━━━ Information provided
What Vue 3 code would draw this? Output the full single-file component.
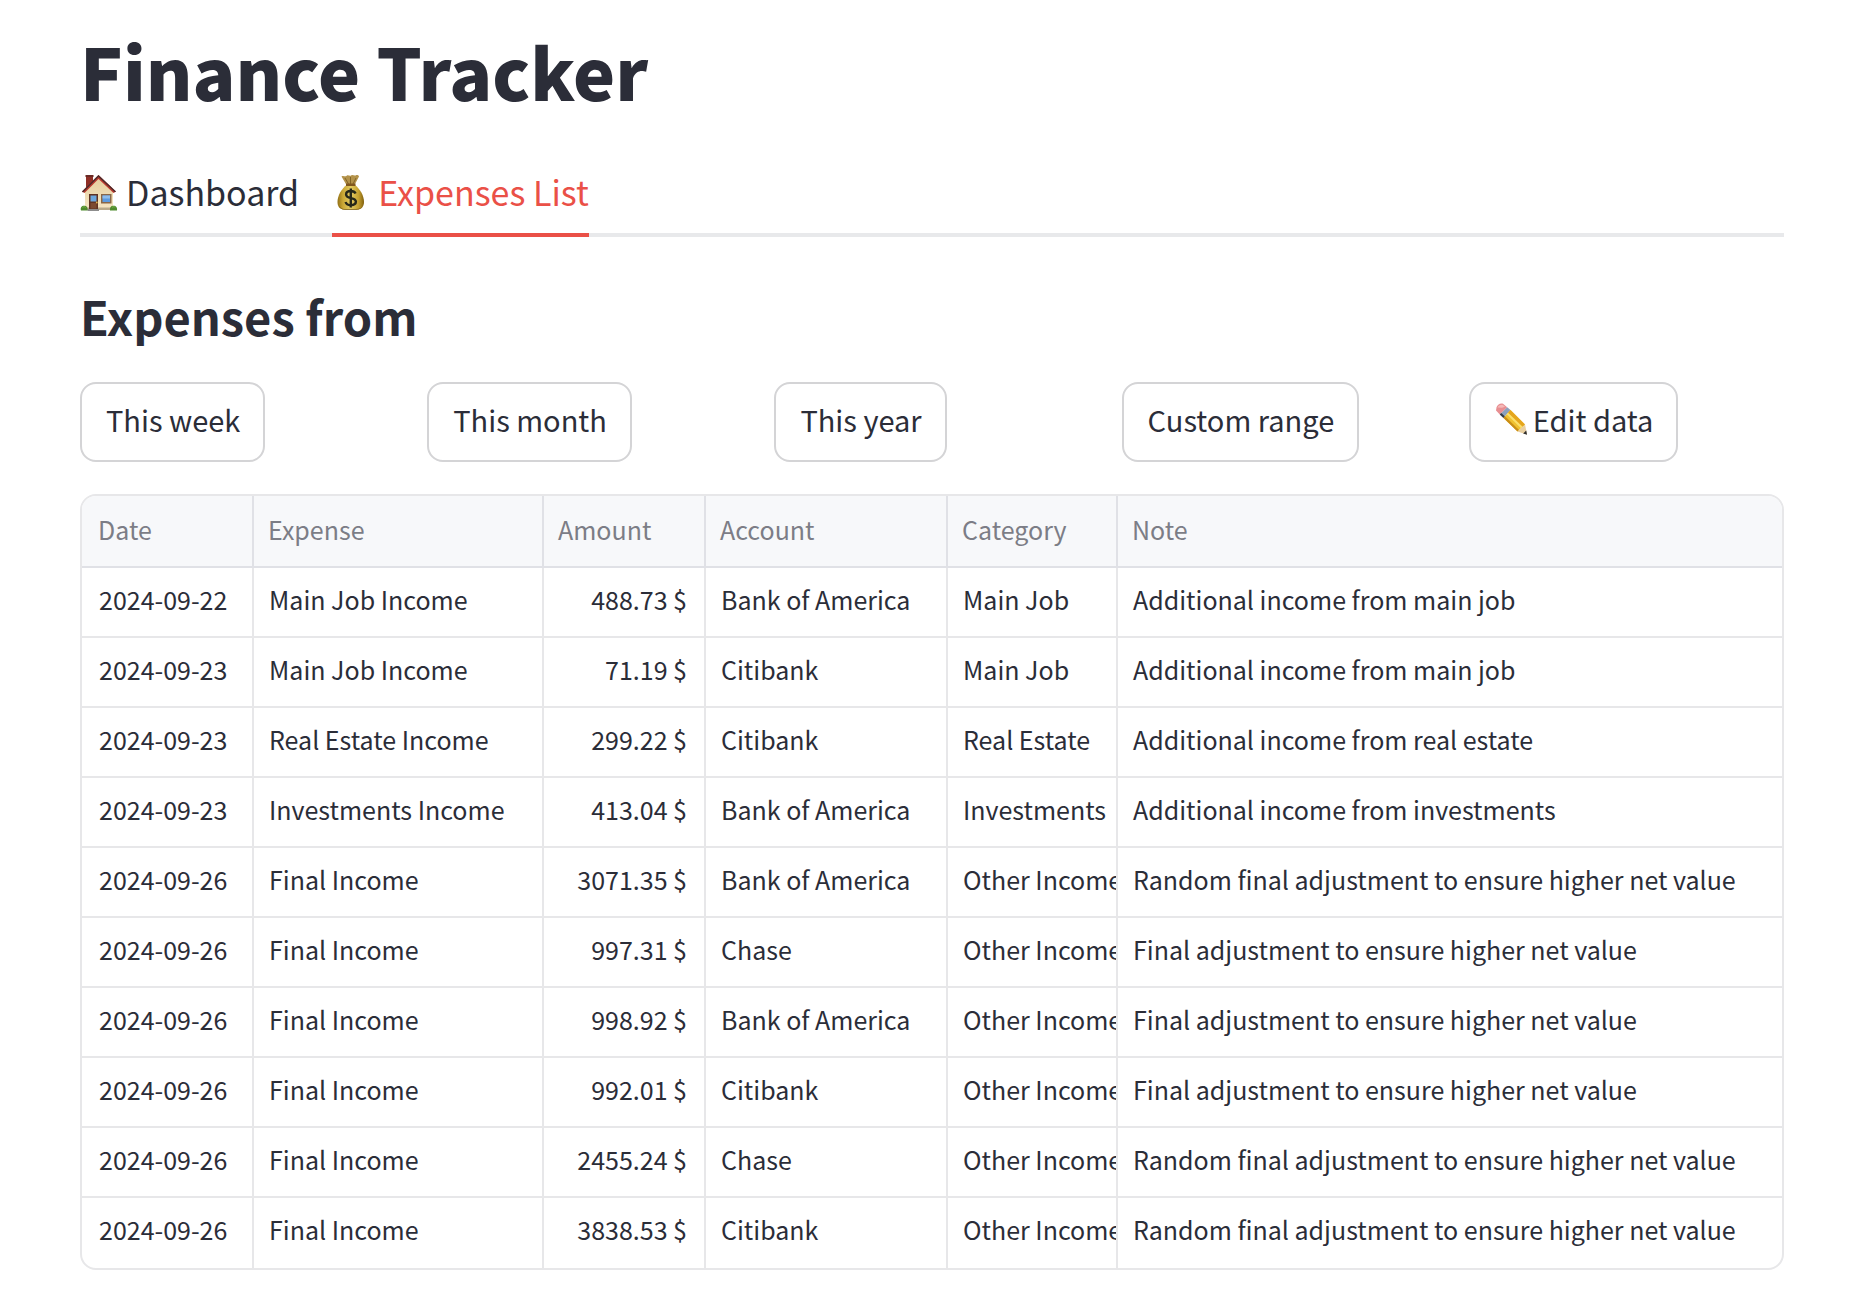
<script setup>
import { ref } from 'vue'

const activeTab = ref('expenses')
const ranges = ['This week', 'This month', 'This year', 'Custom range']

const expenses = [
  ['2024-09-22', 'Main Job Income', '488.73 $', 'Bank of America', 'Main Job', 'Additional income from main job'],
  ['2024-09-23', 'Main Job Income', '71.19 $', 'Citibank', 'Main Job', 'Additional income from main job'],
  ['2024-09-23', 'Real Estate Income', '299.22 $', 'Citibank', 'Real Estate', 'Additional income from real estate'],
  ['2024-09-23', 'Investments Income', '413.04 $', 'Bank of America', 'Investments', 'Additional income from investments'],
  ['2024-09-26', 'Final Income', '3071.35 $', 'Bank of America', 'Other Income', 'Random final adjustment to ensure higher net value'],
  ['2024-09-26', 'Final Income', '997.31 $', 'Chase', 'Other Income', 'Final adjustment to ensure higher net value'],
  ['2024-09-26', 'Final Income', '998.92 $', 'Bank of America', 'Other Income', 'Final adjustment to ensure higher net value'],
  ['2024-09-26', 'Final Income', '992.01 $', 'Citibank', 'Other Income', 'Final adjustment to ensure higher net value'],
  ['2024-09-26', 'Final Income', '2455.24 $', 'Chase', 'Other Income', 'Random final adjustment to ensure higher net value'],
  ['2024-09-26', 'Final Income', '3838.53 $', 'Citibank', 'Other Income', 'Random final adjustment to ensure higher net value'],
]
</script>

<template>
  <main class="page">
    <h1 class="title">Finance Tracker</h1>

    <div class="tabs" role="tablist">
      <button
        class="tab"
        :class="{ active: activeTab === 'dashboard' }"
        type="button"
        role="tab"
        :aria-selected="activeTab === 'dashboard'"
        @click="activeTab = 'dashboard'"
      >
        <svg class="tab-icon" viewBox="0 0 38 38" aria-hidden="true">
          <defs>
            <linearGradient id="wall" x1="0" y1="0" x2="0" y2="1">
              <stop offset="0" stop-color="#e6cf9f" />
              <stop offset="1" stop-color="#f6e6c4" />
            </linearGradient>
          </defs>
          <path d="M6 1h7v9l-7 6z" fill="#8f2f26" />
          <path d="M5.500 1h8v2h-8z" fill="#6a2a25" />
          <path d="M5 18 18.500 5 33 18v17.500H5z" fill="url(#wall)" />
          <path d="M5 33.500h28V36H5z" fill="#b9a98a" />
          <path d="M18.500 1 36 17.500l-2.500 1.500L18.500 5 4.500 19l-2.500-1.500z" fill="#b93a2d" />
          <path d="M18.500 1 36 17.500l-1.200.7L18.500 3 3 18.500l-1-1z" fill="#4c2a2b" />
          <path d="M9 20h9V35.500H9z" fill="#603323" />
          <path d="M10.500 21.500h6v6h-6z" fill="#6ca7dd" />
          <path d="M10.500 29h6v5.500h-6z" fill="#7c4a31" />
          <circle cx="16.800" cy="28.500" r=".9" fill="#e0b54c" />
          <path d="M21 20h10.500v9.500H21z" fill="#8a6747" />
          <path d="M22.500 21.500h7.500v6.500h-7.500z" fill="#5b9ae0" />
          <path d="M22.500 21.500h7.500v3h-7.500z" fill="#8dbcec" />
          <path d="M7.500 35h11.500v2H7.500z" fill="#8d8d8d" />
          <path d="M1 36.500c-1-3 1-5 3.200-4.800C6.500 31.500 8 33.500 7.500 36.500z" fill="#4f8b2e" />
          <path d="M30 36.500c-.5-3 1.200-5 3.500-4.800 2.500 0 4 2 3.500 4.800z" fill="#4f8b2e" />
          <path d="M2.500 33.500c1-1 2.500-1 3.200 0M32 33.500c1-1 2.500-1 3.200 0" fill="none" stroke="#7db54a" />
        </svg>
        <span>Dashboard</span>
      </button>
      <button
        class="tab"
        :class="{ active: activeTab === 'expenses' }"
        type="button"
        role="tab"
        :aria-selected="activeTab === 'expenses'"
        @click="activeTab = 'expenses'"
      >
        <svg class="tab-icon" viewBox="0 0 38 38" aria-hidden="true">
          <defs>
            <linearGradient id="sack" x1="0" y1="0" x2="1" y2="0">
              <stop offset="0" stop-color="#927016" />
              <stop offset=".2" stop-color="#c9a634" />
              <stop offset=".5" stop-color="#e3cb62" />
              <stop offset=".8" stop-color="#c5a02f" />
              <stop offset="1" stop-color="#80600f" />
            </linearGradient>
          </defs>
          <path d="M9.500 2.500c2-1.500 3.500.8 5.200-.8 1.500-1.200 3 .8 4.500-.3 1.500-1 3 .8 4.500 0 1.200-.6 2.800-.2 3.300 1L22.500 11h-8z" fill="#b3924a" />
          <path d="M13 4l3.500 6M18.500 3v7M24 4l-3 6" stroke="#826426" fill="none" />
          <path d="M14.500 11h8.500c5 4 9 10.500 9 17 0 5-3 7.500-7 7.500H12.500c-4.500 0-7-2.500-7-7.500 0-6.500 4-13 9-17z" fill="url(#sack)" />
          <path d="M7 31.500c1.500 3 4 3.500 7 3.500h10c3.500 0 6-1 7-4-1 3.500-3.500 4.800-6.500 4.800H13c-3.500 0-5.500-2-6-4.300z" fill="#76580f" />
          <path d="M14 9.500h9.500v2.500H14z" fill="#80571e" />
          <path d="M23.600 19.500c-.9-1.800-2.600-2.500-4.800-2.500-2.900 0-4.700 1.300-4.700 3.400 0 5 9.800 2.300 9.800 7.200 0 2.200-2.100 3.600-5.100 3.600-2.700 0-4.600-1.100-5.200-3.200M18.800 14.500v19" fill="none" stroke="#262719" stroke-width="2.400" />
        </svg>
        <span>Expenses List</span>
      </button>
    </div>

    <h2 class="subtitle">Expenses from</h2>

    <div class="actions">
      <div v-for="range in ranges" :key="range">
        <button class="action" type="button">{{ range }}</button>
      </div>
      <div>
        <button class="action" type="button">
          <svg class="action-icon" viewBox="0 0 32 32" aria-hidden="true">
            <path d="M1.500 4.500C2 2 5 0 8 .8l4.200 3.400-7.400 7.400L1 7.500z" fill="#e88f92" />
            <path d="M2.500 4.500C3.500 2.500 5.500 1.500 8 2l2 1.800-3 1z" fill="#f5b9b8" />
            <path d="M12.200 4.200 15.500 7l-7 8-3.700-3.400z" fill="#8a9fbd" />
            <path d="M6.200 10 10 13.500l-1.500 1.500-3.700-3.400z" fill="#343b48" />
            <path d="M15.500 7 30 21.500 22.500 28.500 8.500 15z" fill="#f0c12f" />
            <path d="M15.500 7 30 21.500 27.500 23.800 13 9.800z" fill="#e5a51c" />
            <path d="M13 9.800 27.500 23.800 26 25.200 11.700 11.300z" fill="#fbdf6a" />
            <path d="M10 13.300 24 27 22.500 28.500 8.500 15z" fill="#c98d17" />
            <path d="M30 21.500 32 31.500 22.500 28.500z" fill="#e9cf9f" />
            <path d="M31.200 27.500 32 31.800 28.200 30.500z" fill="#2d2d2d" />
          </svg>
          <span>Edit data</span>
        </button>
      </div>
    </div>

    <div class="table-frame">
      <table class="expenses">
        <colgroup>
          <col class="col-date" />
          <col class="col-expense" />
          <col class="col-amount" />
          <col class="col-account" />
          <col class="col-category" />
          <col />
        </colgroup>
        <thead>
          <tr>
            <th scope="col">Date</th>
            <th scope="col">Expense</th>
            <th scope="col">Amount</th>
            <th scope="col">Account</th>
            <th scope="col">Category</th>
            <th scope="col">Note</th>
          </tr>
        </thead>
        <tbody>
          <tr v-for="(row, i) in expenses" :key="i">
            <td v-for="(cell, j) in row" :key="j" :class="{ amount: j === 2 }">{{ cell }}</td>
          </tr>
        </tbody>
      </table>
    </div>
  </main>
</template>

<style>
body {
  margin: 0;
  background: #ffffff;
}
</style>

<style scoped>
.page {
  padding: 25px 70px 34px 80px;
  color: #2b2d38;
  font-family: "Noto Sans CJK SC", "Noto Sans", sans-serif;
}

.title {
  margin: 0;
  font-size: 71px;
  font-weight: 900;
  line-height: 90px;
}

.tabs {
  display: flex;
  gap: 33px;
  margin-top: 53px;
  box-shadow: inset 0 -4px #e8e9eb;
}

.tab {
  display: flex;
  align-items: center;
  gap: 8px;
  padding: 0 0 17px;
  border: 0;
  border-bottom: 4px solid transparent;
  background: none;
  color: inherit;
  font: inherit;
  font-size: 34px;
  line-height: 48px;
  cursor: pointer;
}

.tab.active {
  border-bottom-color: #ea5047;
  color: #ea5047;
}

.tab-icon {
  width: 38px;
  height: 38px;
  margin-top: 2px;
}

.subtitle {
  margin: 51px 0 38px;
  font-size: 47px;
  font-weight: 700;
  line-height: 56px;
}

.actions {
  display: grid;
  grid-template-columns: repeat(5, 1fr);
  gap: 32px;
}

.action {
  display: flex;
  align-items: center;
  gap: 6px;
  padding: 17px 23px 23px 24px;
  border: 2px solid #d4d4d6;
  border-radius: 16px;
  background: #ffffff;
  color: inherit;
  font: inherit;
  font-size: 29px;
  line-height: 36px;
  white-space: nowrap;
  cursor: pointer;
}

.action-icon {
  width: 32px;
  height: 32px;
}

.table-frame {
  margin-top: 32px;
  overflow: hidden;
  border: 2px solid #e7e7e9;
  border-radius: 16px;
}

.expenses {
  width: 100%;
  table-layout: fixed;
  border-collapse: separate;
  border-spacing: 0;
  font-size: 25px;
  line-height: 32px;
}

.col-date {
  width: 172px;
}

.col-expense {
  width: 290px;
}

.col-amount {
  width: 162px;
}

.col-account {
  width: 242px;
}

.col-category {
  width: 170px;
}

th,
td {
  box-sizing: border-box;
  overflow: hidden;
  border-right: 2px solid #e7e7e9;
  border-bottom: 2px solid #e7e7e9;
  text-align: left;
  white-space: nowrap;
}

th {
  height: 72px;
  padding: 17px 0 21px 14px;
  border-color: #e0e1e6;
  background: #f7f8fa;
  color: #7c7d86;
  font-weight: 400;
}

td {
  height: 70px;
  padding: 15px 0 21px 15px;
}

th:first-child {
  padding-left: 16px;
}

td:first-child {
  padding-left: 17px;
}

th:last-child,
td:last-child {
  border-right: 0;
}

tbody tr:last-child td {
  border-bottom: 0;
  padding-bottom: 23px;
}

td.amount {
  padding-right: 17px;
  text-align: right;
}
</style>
━━━━━━
- Task requirements
With the pictures left out, restate word for word every line of the data above, from the first down to the line that contains "const ranges = ['This".

- Correct output
What Vue 3 code would draw this? Output the full single-file component.
<script setup>
import { ref } from 'vue'

const activeTab = ref('expenses')
const ranges = ['This week', 'This month', 'This year', 'Custom range']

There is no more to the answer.